Kodi Community Forum

Full Version: song.dateAdded is a TEXT field
You're currently viewing a stripped down version of our content. View the full version with proper formatting.
The "dateAdded" field of the "song" table is a TEXT field.

Why? What is going on here? Surely it should be a datetime (or perhaps a date)?

This is doubly bad, since the "song" table is likely to be the largest table in either MyMusic or MyVideos, and a TEXT field adds a minimum of 1KB to the row size.
Do you also realise that "dateadded" does not contain the date that the song was added Sad

Because of the delete/insert approach to library update we don't actially know when something was first added to the library. So this field contains the file datetime stamp.

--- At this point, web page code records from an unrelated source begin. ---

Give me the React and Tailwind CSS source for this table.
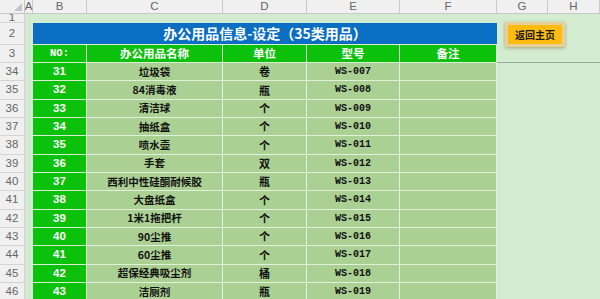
const items = [
  [31, '垃圾袋', '卷', 'WS-007'],
  [32, '84消毒液', '瓶', 'WS-008'],
  [33, '清洁球', '个', 'WS-009'],
  [34, '抽纸盒', '个', 'WS-010'],
  [35, '喷水壶', '个', 'WS-011'],
  [36, '手套', '双', 'WS-012'],
  [37, '西利中性硅酮耐候胶', '瓶', 'WS-013'],
  [38, '大盘纸盒', '个', 'WS-014'],
  [39, '1米1拖把杆', '个', 'WS-015'],
  [40, '90尘推', '个', 'WS-016'],
  [41, '60尘推', '个', 'WS-017'],
  [42, '超保经典吸尘剂', '桶', 'WS-018'],
  [43, '洁厕剂', '瓶', 'WS-019'],
];

const cols = ['A', 'B', 'C', 'D', 'E', 'F', 'G', 'H'];

const cjk = { fontFamily: '"Noto Sans CJK SC", "Liberation Sans", sans-serif' };
const mono = { fontFamily: '"Liberation Mono", "Noto Sans CJK SC", monospace' };
const ui = { fontFamily: '"Liberation Sans", Arial, sans-serif' };

const RowHead = ({ n }) => (
  <div
    style={ui}
    className="flex items-center justify-center bg-[#f0f0f0] border-r border-b border-[#d4d4d4] text-[11.5px] text-[#666]"
  >
    {n}
  </div>
);

const Sheet = ({ children, className = '' }) => (
  <div className={`bg-[#d3ebd0] ${className}`}>{children}</div>
);

export default function App() {
  return (
    <div className="relative w-[600px] h-[299px] overflow-hidden bg-[#d3ebd0]">
      <div className="grid grid-cols-[25px_8px_54px_136px_84px_93px_97px_51px_52px] grid-rows-[14px_9px_22px_18px_repeat(13,18.33px)]">
        {/* column headers */}
        <div className="relative bg-[#f0f0f0] border-r border-b border-[#c6c6c6]">
          <svg className="absolute right-[2px] bottom-[2px]" width="8" height="8" viewBox="0 0 8 8">
            <polygon points="8,0 8,8 0,8" fill="#c4c4c4" />
          </svg>
        </div>
        {cols.map((c) => (
          <div
            key={c}
            style={ui}
            className="flex items-center justify-center bg-[#f0f0f0] border-r border-b border-[#c8c8c8] text-[11.5px] text-[#666]"
          >
            {c}
          </div>
        ))}

        {/* row 1 */}
        <RowHead n={1} />
        <Sheet className="col-span-8" />

        {/* row 2 - title */}
        <RowHead n={2} />
        <Sheet />
        <div
          style={cjk}
          className="col-span-5 flex items-center justify-center bg-[#0a6ec2] border-b border-[#dcefd6] text-white text-[14px] font-bold"
        >
          办公用品信息-设定（35类用品）
        </div>
        <Sheet className="col-span-2" />

        {/* row 3 - header */}
        <RowHead n={3} />
        <Sheet />
        <div style={mono} className="flex items-center justify-center bg-[#0cc10c] border-r border-b border-[#dcefd6] text-white text-[10.5px] font-bold">
          NO:
        </div>
        {['办公用品名称', '单位', '型号', '备注'].map((h) => (
          <div
            key={h}
            style={cjk}
            className="flex items-center justify-center bg-[#0cc10c] border-r border-b border-[#dcefd6] text-white text-[11.5px] font-bold"
          >
            {h}
          </div>
        ))}
        <Sheet className="col-span-2 border-b border-[#9aa89a]" />

        {/* data rows */}
        {items.map(([no, name, unit, code], i) => (
          <div key={no} className="contents">
            <RowHead n={34 + i} />
            <Sheet />
            <div style={ui} className="flex items-center justify-center bg-[#0cc10c] border-r border-b border-[#dcefd6] text-white text-[11.5px] font-bold">
              {no}
            </div>
            <div style={cjk} className="flex items-center justify-center bg-[#abd093] border-r border-b border-[#e2f2da] text-[#111] text-[10.5px] font-bold">
              {name}
            </div>
            <div style={cjk} className="flex items-center justify-center bg-[#abd093] border-r border-b border-[#e2f2da] text-[#111] text-[11px] font-bold">
              {unit}
            </div>
            <div style={mono} className="flex items-center justify-center bg-[#abd093] border-r border-b border-[#e2f2da] text-[#111] text-[10px] font-bold">
              {code}
            </div>
            <div className="bg-[#abd093] border-r border-b border-[#e2f2da]" />
            <Sheet className="col-span-2" />
          </div>
        ))}
      </div>

      {/* button shape floating over sheet */}
      <div className="absolute left-[505px] top-[22px] w-[60px] h-[25px] p-[3px] bg-[#e6cf98] shadow-[0_1px_3px_rgba(120,90,40,0.5)]">
        <div
          style={cjk}
          className="w-full h-full flex items-center justify-center bg-[#fdbb10] text-[10px] font-bold text-[#1a1a1a]"
        >
          返回主页
        </div>
      </div>
    </div>
  );
}
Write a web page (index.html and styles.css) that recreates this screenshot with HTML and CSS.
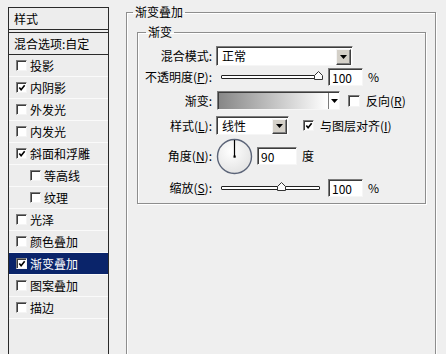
FILE: index.html
```html
<!DOCTYPE html>
<html lang="zh-CN">
<head>
    <meta charset="UTF-8">
    <title>图层样式 - 渐变叠加</title>
    <link rel="stylesheet" href="styles.css">
</head>
<body>
    <div class="dialog">
        <div class="styles-panel">
            <div class="panel-title">样式</div>
            <ul class="style-list">
                <li class="blend">混合选项:自定</li>
                <li><span class="cb"></span>投影</li>
                <li><span class="cb"><svg viewBox="0 0 9 9"><polyline points="1.5,4 3.5,6.5 7.5,1.5"/></svg></span>内阴影</li>
                <li><span class="cb"></span>外发光</li>
                <li><span class="cb"></span>内发光</li>
                <li><span class="cb"><svg viewBox="0 0 9 9"><polyline points="1.5,4 3.5,6.5 7.5,1.5"/></svg></span>斜面和浮雕</li>
                <li class="sub"><span class="cb"></span>等高线</li>
                <li class="sub"><span class="cb"></span>纹理</li>
                <li><span class="cb"></span>光泽</li>
                <li><span class="cb"></span>颜色叠加</li>
                <li class="selected"><span class="cb"><svg viewBox="0 0 9 9"><polyline points="1.5,4 3.5,6.5 7.5,1.5"/></svg></span>渐变叠加</li>
                <li><span class="cb"></span>图案叠加</li>
                <li><span class="cb"></span>描边</li>
            </ul>
        </div>

        <fieldset class="group outer">
            <legend>渐变叠加</legend>
            <fieldset class="group inner">
                <legend>渐变</legend>

                <div class="row row-mode">
                    <span class="lbl">混合模式:</span>
                    <div class="select wide">
                        <span class="select-text">正常</span>
                        <span class="drop"><svg viewBox="0 0 7 4"><polygon points="0,0 7,0 3.5,4"/></svg></span>
                    </div>
                </div>

                <div class="row row-opacity">
                    <span class="lbl">不透明度(<u>P</u>):</span>
                    <div class="track">
                        <svg class="thumb thumb-opacity" viewBox="0 0 9 9"><polygon points="0.5,8.5 0.5,4.5 4.5,0.5 8.5,4.5 8.5,8.5"/></svg>
                    </div>
                    <span class="field">100</span>
                    <span class="unit">%</span>
                </div>

                <div class="row row-grad">
                    <span class="lbl">渐变:</span>
                    <div class="grad">
                        <span class="grad-fill"></span>
                        <span class="grad-drop"><svg viewBox="0 0 7 4"><polygon points="0,0 7,0 3.5,4"/></svg></span>
                    </div>
                    <span class="cb cb-reverse"></span>
                    <span class="opt">反向(<u>R</u>)</span>
                </div>

                <div class="row row-style">
                    <span class="lbl">样式(<u>L</u>):</span>
                    <div class="select narrow">
                        <span class="select-text">线性</span>
                        <span class="drop"><svg viewBox="0 0 7 4"><polygon points="0,0 7,0 3.5,4"/></svg></span>
                    </div>
                    <span class="cb cb-align"><svg viewBox="0 0 9 9"><polyline points="1.5,4 3.5,6.5 7.5,1.5"/></svg></span>
                    <span class="opt">与图层对齐(<u>I</u>)</span>
                </div>

                <div class="row row-angle">
                    <span class="lbl">角度(<u>N</u>):</span>
                    <svg class="dial" viewBox="0 0 37 37">
                        <defs>
                            <radialGradient id="dialFill" cx="0.4" cy="0.35" r="0.7">
                                <stop offset="0" stop-color="#ffffff"/>
                                <stop offset="1" stop-color="#e2e2e2"/>
                            </radialGradient>
                        </defs>
                        <circle cx="18.5" cy="18.5" r="17" fill="url(#dialFill)" stroke="#5b6478" stroke-width="1.4"/>
                        <line x1="18.5" y1="18.5" x2="18.5" y2="2" stroke="#000" stroke-width="1.2"/>
                        <rect x="17.5" y="17.5" width="2.2" height="2.2" fill="#000"/>
                    </svg>
                    <span class="field angle-field">90</span>
                    <span class="unit">度</span>
                </div>

                <div class="row row-scale">
                    <span class="lbl">缩放(<u>S</u>):</span>
                    <div class="track">
                        <svg class="thumb thumb-scale" viewBox="0 0 9 9"><polygon points="0.5,8.5 0.5,4.5 4.5,0.5 8.5,4.5 8.5,8.5"/></svg>
                    </div>
                    <span class="field">100</span>
                    <span class="unit">%</span>
                </div>
            </fieldset>
        </fieldset>
    </div>
</body>
</html>
```

FILE: styles.css
```css
* {
    box-sizing: border-box;
}
body {
    margin: 0;
    background: #efefef;
    color: #000;
    font-family: "Noto Sans CJK SC", "Liberation Sans", sans-serif;
    font-size: 12px;
    line-height: 14px;
    overflow: hidden;
}
u {
    text-decoration: underline;
    text-underline-offset: 1px;
}
.dialog {
    display: flex;
    align-items: flex-start;
    height: 354px;
    padding: 5px 0 0 8px;
    overflow: hidden;
}

/* left list of styles */
.styles-panel {
    flex: none;
    width: 101px;
    height: 347px;
    margin-top: 2px;
    border: 1px solid #2a2a2a;
    border-bottom: none;
    background: #ededed;
}
.panel-title {
    height: 22px;
    padding: 4px 0 0 5px;
    border-bottom: 1px solid #2a2a2a;
}
.style-list {
    list-style: none;
    margin: 2px 0 0;
    padding: 0;
    border-top: 1px solid #2a2a2a;
}
.style-list li {
    display: flex;
    align-items: center;
    gap: 3px;
    height: 22px;
    padding-left: 7px;
    border-bottom: 1px solid #fafafa;
}
.style-list li.blend {
    padding-left: 5px;
    border-bottom: 1px solid #2a2a2a;
}
.style-list li.sub {
    padding-left: 21px;
}
.style-list li.selected {
    background: #0a246a;
    color: #fff;
}

/* checkbox */
.cb {
    flex: none;
    display: inline-flex;
    align-items: center;
    justify-content: center;
    width: 11px;
    height: 11px;
    background: #fff;
    border: 1px solid;
    border-color: #7c7c7c #f4f4f4 #f4f4f4 #7c7c7c;
    box-shadow: inset 1px 1px 0 #3c3c3c;
}
.cb svg {
    width: 8px;
    height: 8px;
    margin: 1px 0 0 1px;
}
.cb polyline {
    fill: none;
    stroke: #000;
    stroke-width: 1.8;
}

/* group boxes */
.group {
    margin: 0;
    padding: 0;
    min-width: 0;
    border: 1px solid #8d8d8d;
    box-shadow: inset 1px 1px 0 #fff, 1px 1px 0 #fff;
}
.group > legend {
    padding: 0 2px;
    line-height: 14px;
}
.outer {
    flex: none;
    width: 310px;
    height: 349px;
    margin-left: 17px;
    border-bottom: none;
}
.outer > legend {
    margin-left: 6px;
}
.inner {
    margin: 6px 9px 0 10px;
    padding: 7px 0 6px;
}
.inner > legend {
    margin-left: 8px;
}

/* form rows */
.row {
    display: flex;
    align-items: center;
}
.lbl {
    flex: none;
    width: 74px;
    margin-right: 4px;
    text-align: right;
    white-space: nowrap;
}
.row-mode {
    height: 20px;
}
.row-opacity {
    height: 18px;
    margin-top: 2px;
}
.row-grad {
    height: 19px;
    margin-top: 5px;
}
.row-style {
    height: 19px;
    margin-top: 6px;
}
.row-angle {
    height: 36px;
    margin-top: 3px;
}
.row-scale {
    height: 18px;
    margin-top: 5px;
}

.select,
.field,
.grad {
    background: #fff;
    border: 1px solid;
    border-color: #7c7c7c #f6f6f6 #f6f6f6 #7c7c7c;
    box-shadow: inset 1px 1px 0 #3c3c3c;
}
.select {
    display: flex;
    align-items: center;
    height: 20px;
}
.select.wide {
    width: 137px;
}
.select.narrow {
    width: 73px;
    height: 19px;
}
.select-text {
    flex: 1;
    padding-left: 5px;
}
.drop {
    flex: none;
    display: flex;
    align-items: center;
    justify-content: center;
    width: 15px;
    height: calc(100% - 2px);
    margin-right: 1px;
    margin-top: 1px;
    background: #d4d0c8;
    border: 1px solid;
    border-color: #f4f4f4 #404040 #404040 #f4f4f4;
    box-shadow: inset -1px -1px 0 #808080;
}
.drop svg,
.grad-drop svg {
    width: 7px;
    height: 4px;
}
.drop polygon,
.grad-drop polygon {
    fill: #000;
}

/* slider */
.track {
    position: relative;
    flex: none;
    width: 99px;
    height: 4px;
    margin-left: 5px;
    background: #fff;
    border: 1px solid #222;
    border-radius: 1px;
}
.thumb {
    position: absolute;
    top: -5px;
    width: 9px;
    height: 9px;
}
.thumb polygon {
    fill: #fafafa;
    stroke: #333;
    stroke-width: 1;
}
.thumb-opacity {
    left: 92px;
}
.thumb-scale {
    left: 55px;
}
.field {
    flex: none;
    width: 35px;
    height: 18px;
    margin-left: 8px;
    padding: 2px 0 0 3px;
    line-height: 14px;
}
.unit {
    margin-left: 5px;
}

/* gradient swatch */
.grad {
    display: flex;
    width: 123px;
    height: 19px;
    margin-left: 1px;
    padding: 1px 0 0 1px;
}
.grad-fill {
    flex: 1;
    background: linear-gradient(to right, #878787, #ffffff);
}
.grad-drop {
    flex: none;
    display: flex;
    align-items: center;
    justify-content: center;
    width: 11px;
    background: #fff;
    border-left: 1px solid #7c7c7c;
}
.cb-reverse {
    margin-left: 8px;
    width: 12px;
    height: 12px;
}
.cb-align {
    margin-left: 14px;
}
.opt {
    margin-left: 6px;
    white-space: nowrap;
}

/* angle dial */
.dial {
    flex: none;
    width: 37px;
    height: 37px;
}
.angle-field {
    width: 40px;
    margin-left: 4px;
}
```
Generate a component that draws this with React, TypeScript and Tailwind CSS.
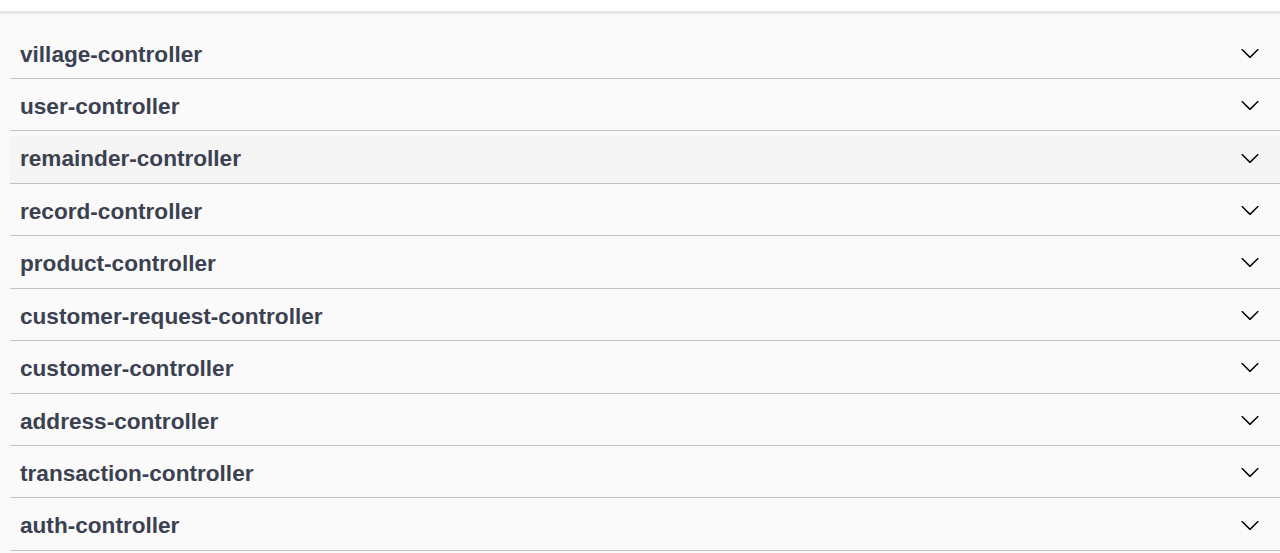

I'm not happy with any of this.
Sure, we discussed this here - http://forum.kodi.tv/showthread.php?tid=...pid2380524 - and I'm happy to hear you're not happy about the fact that there's no way of kodi really knowing when an album first was added to the library.

However, this is a completely different issue altogether - the fact that a column that stores datetimes is a TEXT field and not a DATETIME field - and has huge consequences, as I outlined in my original post. Many Kodi users will have music collections with hundreds of thousands of songs. The effects of having this field as a TEXT field is therefore immense.

I know it's not possible to replace all DELETE/INSERTs with UPDATEs for the next release, however a db upgrade script to alter the table and change the TEXT field to a DATETIME field would just be a few lines long:

Code:
ALTER TABLE `MyMusic56` ADD COLUMN new_dateAdded DATETIME;
UPDATE `MyMusic56` SET `new_dateAdded` = STR_TO_DATE(`dateAdded`,'%Y-%M-%d %h:%i:%s');
ALTER TABLE `MyMusic56` DROP COLUMN dateAdded;
ALTER TABLE `MyMusic56` CHANGE new_dateAdded dateAdded DATETIME;

And done, right?
Changing the table column is trivial, but a number of other things would have to change wherever that column is accessed both by GUI and JSON API. Sure it could be done, but does need a bit more thought than just 4 lines of SQL.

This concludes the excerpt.